A Few Notes on the STM32F103 Series


                    Brief Introduction Using Open Source Tools with Thumb2

Tools used:   gcc openocd
OS :               Linux

Getting Started

I have used smaller single chip microcontrollers (PIC16/18 series) very successfully, and would not suggest that the ARM processors replace them where PICS can do the job and are the best choice.

Needing  something which has 32 bit arithmetic, a larger address space and more suited to multi-tasking, the ARM series seemed a good choice, since it is very widely used and alternatives such as DSP's are poorly supported by open source tools, and don't stay on the market for long in the same form. If more processing crunch is need there are much faster and more extendable ARM processors available, which will run compatible source code.

The ARM/thumb2 variants are very cost effective, and made by a number of manufacturers.
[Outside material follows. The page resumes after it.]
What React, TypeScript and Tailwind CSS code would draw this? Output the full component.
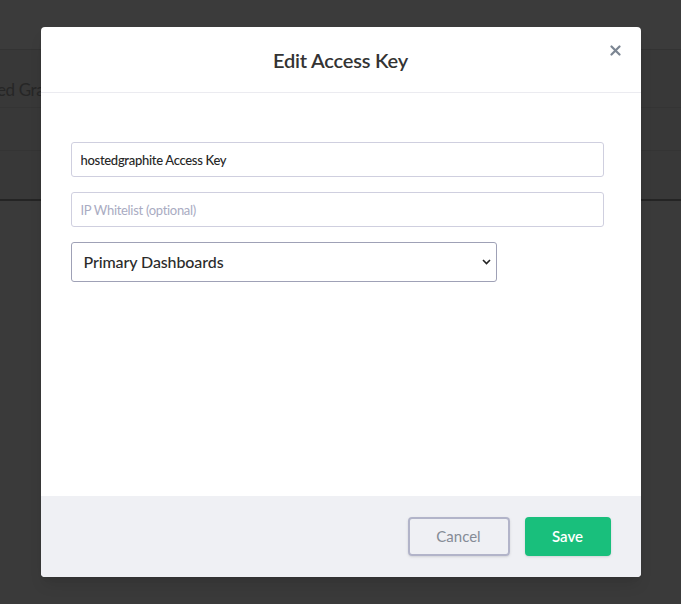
import React, { useState } from 'react';

const font = { fontFamily: 'Lato, "Source Sans Pro", "Noto Sans", sans-serif' };

const EditAccessKey: React.FC = () => {
  const [name, setName] = useState('hostedgraphite Access Key');
  const [whitelist, setWhitelist] = useState('');
  const [dashboard, setDashboard] = useState('primary');

  return (
    <div className="relative h-[604px] w-full overflow-hidden bg-[#3a3a3a]" style={font}>
      {/* page behind the overlay */}
      <div className="h-[50px] border-b border-[#333333] bg-[#3b3b3b]" />
      <div className="h-[58px] border-b border-[#343434] bg-[#383838] pt-[31px]">
        <span className="ml-[-3px] block text-[17px] leading-none tracking-[-0.4px] text-[#262626]">ed Graphite</span>
      </div>
      <div className="h-[43px] border-b border-[#343434] bg-[#383838]" />
      <div className="h-[50px] border-b-2 border-[#242424] bg-[#383838]" />

      {/* modal */}
      <div className="absolute inset-0 flex justify-center">
        <div className="mt-[27px] flex h-[550px] w-[600px] flex-col overflow-hidden rounded-[4px] bg-white shadow-lg">
          <div className="relative flex h-[66px] shrink-0 items-center justify-center border-b border-[#ebebf0]">
            <h2 className="mt-[1px] text-[20px] font-semibold tracking-[-0.2px] text-[#333333]">Edit Access Key</h2>
            <button className="absolute right-[20px] top-[18px] text-[#7b8592]" aria-label="Close">
              <svg width="11" height="11" viewBox="0 0 11 11">
                <path d="M1.5 1.5 L9.5 9.5 M9.5 1.5 L1.5 9.5" stroke="currentColor" strokeWidth="2.2" strokeLinecap="round" />
              </svg>
            </button>
          </div>

          <div className="flex flex-1 flex-col gap-[15px] pl-[30px] pt-[49px]">
            <input
              value={name}
              onChange={e => setName(e.target.value)}
              className="h-[35px] w-[533px] rounded-[3px] border border-[#cfcfdf] px-[9px] text-[13px] font-medium tracking-[-0.3px] text-[#262626] outline-none"
            />
            <input
              value={whitelist}
              onChange={e => setWhitelist(e.target.value)}
              placeholder="IP Whitelist (optional)"
              className="h-[35px] w-[533px] rounded-[3px] border border-[#cfcfdf] px-[9px] text-[13px] tracking-[-0.3px] text-[#2e2e2e] outline-none placeholder:text-[#a9abc2]"
            />
            <div className="relative w-[426px]">
              <select
                value={dashboard}
                onChange={e => setDashboard(e.target.value)}
                className="h-[40px] w-full appearance-none rounded-[3px] border border-[#9fa1b6] bg-white pl-[12px] text-[16px] font-medium tracking-[-0.1px] text-[#2b2b2b] outline-none"
                style={font}
              >
                <option value="primary">Primary Dashboards</option>
              </select>
              <svg className="pointer-events-none absolute right-[6px] top-[17px]" width="9" height="6" viewBox="0 0 9 6">
                <path d="M1 1 L4.5 4.5 L8 1" fill="none" stroke="#222" strokeWidth="1.6" />
              </svg>
            </div>
          </div>

          <div className="flex h-[81px] shrink-0 items-center justify-end gap-[15px] bg-[#eff0f4] pr-[30px]">
            <button className="h-[39px] w-[102px] rounded-[4px] border-2 border-[#b2b4c9] text-[15px] text-[#858b96] shadow-sm">
              Cancel
            </button>
            <button className="h-[39px] w-[86px] rounded-[4px] bg-[#19bf7c] text-[15px] font-semibold text-white shadow-sm">
              Save
            </button>
          </div>
        </div>
      </div>
    </div>
  );
};

export default function App() {
  return <EditAccessKey />;
}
I chose the STM32F103 series because it is tolerant of a wide supply voltage range, fits well into a jtag environment, and is easily available. The thumb2/Cortex processors support all 32 bit functions except hardware floating point.

The ARM processors are significantly more complex than simpler microcontrollers, but there are many more tools available, and they offer full source software compatibility with PC's.  The datasheet for this device family can be found as CD00161566.pdf.

The big difficulty was making a start with so much information available (and some not so readily available!). The net proved the way to tie things together. Noted here is what worked for me (and what did not!) . Some things took a while to figure out, such as the unexpected incompatibility between DMA and the I2S port.

The first approach with a simpler microcontroller such as a PIC or DSP is to study the small but quite adequate instruction set, and the peripherals, and then test a few small programs. All this needs only a few quiet hours.
This is a hopeless approach with the ARM processors. The instruction sets are as complex as the Intel Ix86 . This means that setting up a tool chain including an appropriate "C" compiler and debugging tools is the easiest starting point.

Being familiar and satisfied with gcc on intel ix86, this seemed a good choice. Unfortunately not all recent gcc versions support ARM cross compilation correctly.

I am currently using gcc-arm-none-eabi version 5.4.1 from Debian .

It , and the associated linker mostly run correctly. One problem which does not seem to have an obvious solution, is that some constants are placed in the ram section ".data' rather than the rom section ".rodata".
Strings and numeric constants are handled correctly (in .rodata section) , but constant arrays are placed in .data (RAM), which is inconvenient both at programming and run time.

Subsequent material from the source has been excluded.